Not to be a tinhat-wearer, but I just want to be clear: when buying this duo, you are buying an unlabeled or mislabeled (at big box stores*) plant that the grower KNOWS for a fact is going to die, but they do not warn you of this before purchasing it. Instead, they wait for you to take it home and bank on it inevitably failing and you coming back for another before the season is up, under the impression that it may have just been a bad plant. The truth is, no matter how well you take care of these plants, they will 100% fail unless it happens to produce a pup that you can harvest and propagate before its demise. So it begs the queston: Why do they sell the plants without a disclaimer? Is it to keep people coming back and buying more?* Do they bank on us being uneducated?*
Cultivation
Parasitic nature and corporate greed* aside, there is a whole community for these cacti. Their pups can absolutely be collected and propagated with relative ease. (If you want to know more about their propagation and care, I highly recommend this blog by Practical Gardening) And they are beautiful, but at the end of the day, they are parasites; they will always kill their host, and you will have to continually move their pups to a new living and healthy host to keep them alive.

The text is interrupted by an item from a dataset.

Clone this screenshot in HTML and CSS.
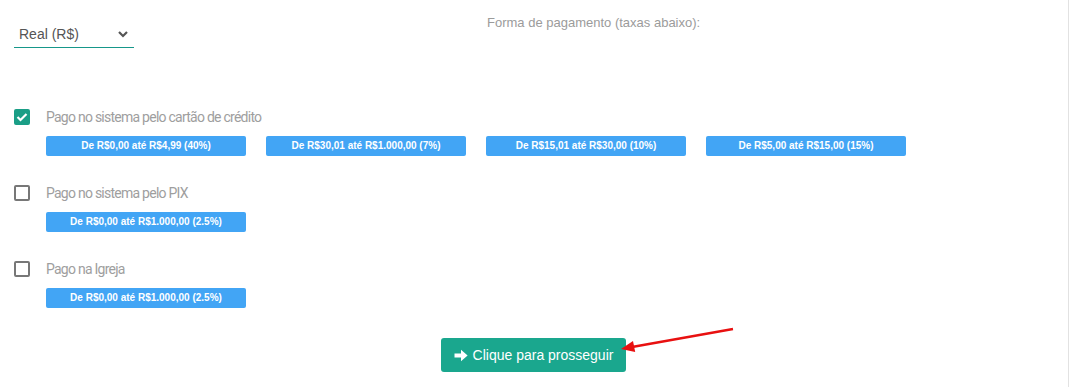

Here I go again with the tin hat, but this would be the equivalent of removing a mistletoe plant from a tree that was killed by its infestation, and propagating it onto another perfectly healthy tree so it can drain the life from that tree as well.
Now obviously I have a deeper care for trees and plants than most, and in my heart could not partake in this practice. However, if you have the heart, go for it and don't let me stop you! It is a very interesting process, but you must know it’ll need constant grafting to stay alive.
- Sidebar: another interesting thing that you could do instead of buying the plant to continue this vicious cycle is to remove and discard the parasitic cactus and grow and cultivate the dragon fruit plant. In a matter of a few years you could have a nice fruiting dragon fruit for $3 or less, but if you were to buy a specific cutting of dragon fruit you could be looking at spending $30-40!
*All of these comments are alleged and are not pointing to any one specific nursery, cultivator, or store.